Eso ocurrió cerca de los grandes y lujosos almacenes cercanos a la estación de trenes de San Lázaro, al lado de las Galerías Lafayette y la tienda Printemps, repletas entonces de consumidores felices cuando aun había mucho dinero y prosperidad en la tierra del general De Gaulle, en el crepúsculo de las "tres décadas gloriosas" de prosperidad en la posguerra.
Tal vez ella esperaba ahí a que saliera su marido o el hijo de los sótanos del trabajo al terminar el turno y en la espera, en esa primavera de 1974, le contaba al joven colombiano de ultramar la pesadilla vivida por su pueblo y la esperanza súbita del cambio con la Revolución de los claveles.
No olvido a esa mujer salida de una península ibérica arcaica, sumergida en un largo medioevo de tristezas después de siglos de esplendor y conquistas lejanas, esa mujer toda vestida de negro y con una mantilla sobre el cabello, esa mujer con cejas pobladas y ojos negros, de una palidez espectral y una tristeza esencial salida de un cuadro de Goya.
Se concretó en ella para mi el pasado de una dictadura infernal y el instante de una revolución primaveral llena de claveles rojos. A través de su voz dulce supe lo que pasaba no lejos de Francia, frente al Atlántico, en ese país que fue un gran imperio en el mundo conocido antes del descubrimiento de América y cuyas naos y barcos recorrían los mares hacia el oriente lejano en proezas relatadas en las imprescindibles Historias trágico-marítimas, escritas por viajeros perdidos y náufragos.
En aquellos años 70, cuando todavía reinaba la guerra fría y recién se había bombardeado en septiembre de 1973 en Chile el Palacio de la Moneda para sacar del poder al socialista Salvador Allende, la Revolución de los claveles portuguesa surgió como un movimiento de esperanza en una Europa que construía con lentitud la Unión Europea y buscaba apenas la moneda única.

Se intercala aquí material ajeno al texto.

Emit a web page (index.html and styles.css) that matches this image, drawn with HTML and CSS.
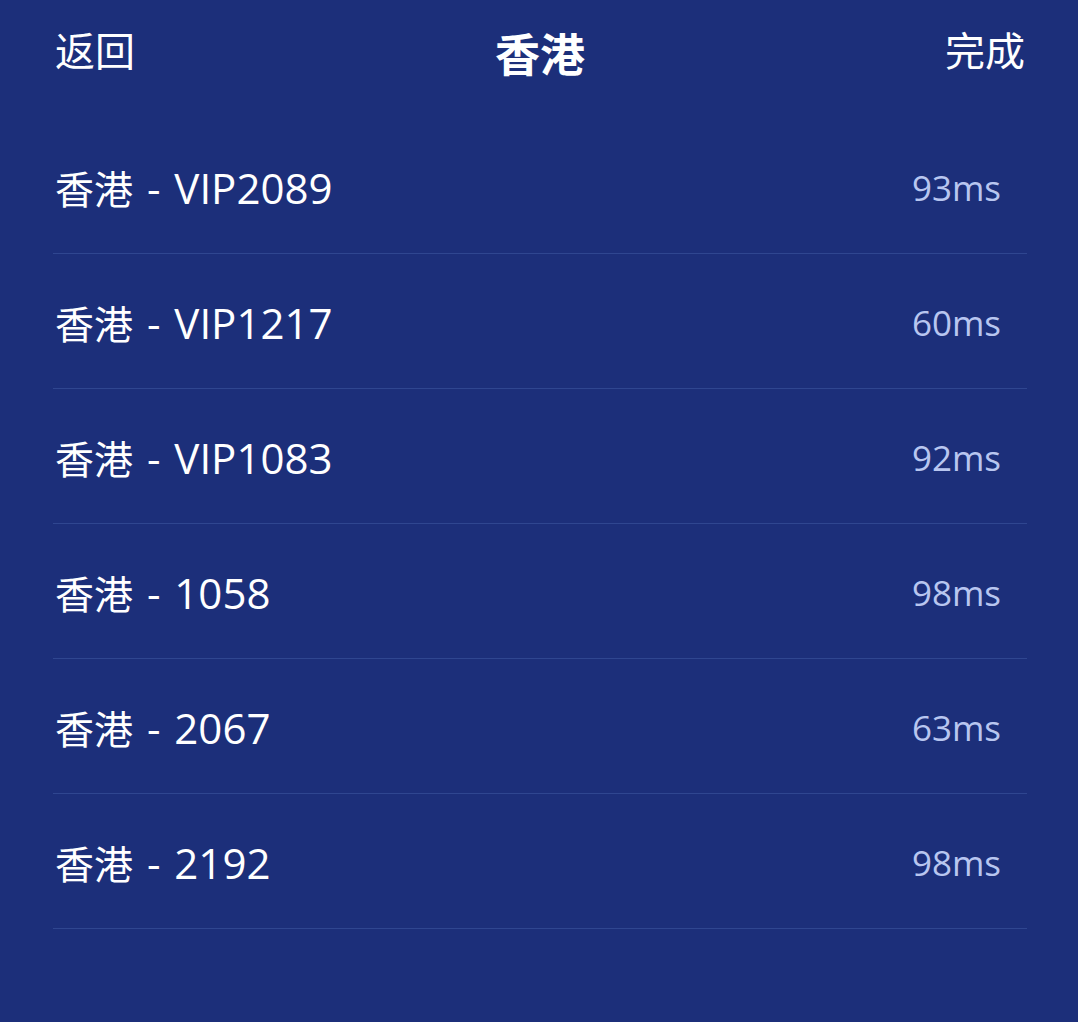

Los coroneles en vez de balas esgrimían claveles y las fotos que llegaban de Lisboa y otras ciudades nos ilusionaban a todos los estudiantes con ese símbolo florido muy antiguo y muy moderno. Pocas veces se ha visto una revolución llena de flores de diversos colores, una lucha contra la tiranía que en vez de sangre regaba pétalos. Varios amigos dejaron las aulas para viajar allí y ver de primera mano una revolución en curso.
Su ejemplo siguió vivo al celebrarse multitudinariamente el viernes aquella jornada inolvidable en las calles de Lisboa, pero ya con aquellos jóvenes capitanes y coroneles envejecidos y decepcionados por la crisis y la austeridad vivida por el país, aplastado bajo la tutela del gobierno europeo instalado en Bruselas y que legisla desde Estrasburgo.
Portugal es una democracia, eso es cierto, pero el sueño europeo se derrumbó hace ya un lustro cuando el país entró en quiebra y fue obligado por las autoridades multinacionales y el Fondo Monetario Internacional a aplicar las más drásticas medidas de austeridad que también se impusieron a Grecia, la cuna de la civilización.
Han pasado 40 años, y otras luchas siguen pendientes: las fronteras poco a poco desaparecen y los gobiernos de los países solo son marionetas de poderes monopólicos, oligárquicos y mafiosos ocultos que dictan la ley desde la sombra.
Como nunca los grandes capitales peregrinos reinan sin enemigo a la vista bajo la amenaza de las guerras e imponen la austeridad por todas partes, ahogando la esperanza en países que antes fueron ricos. Esperemos que las luchas contra esas injusticias contemporáneas de la plutocracia sean hechas con flores y no con armas y que los pétalos de las rosas y los claveles vuelvan a acelerar la historia con gritos de solidaridad y fiesta.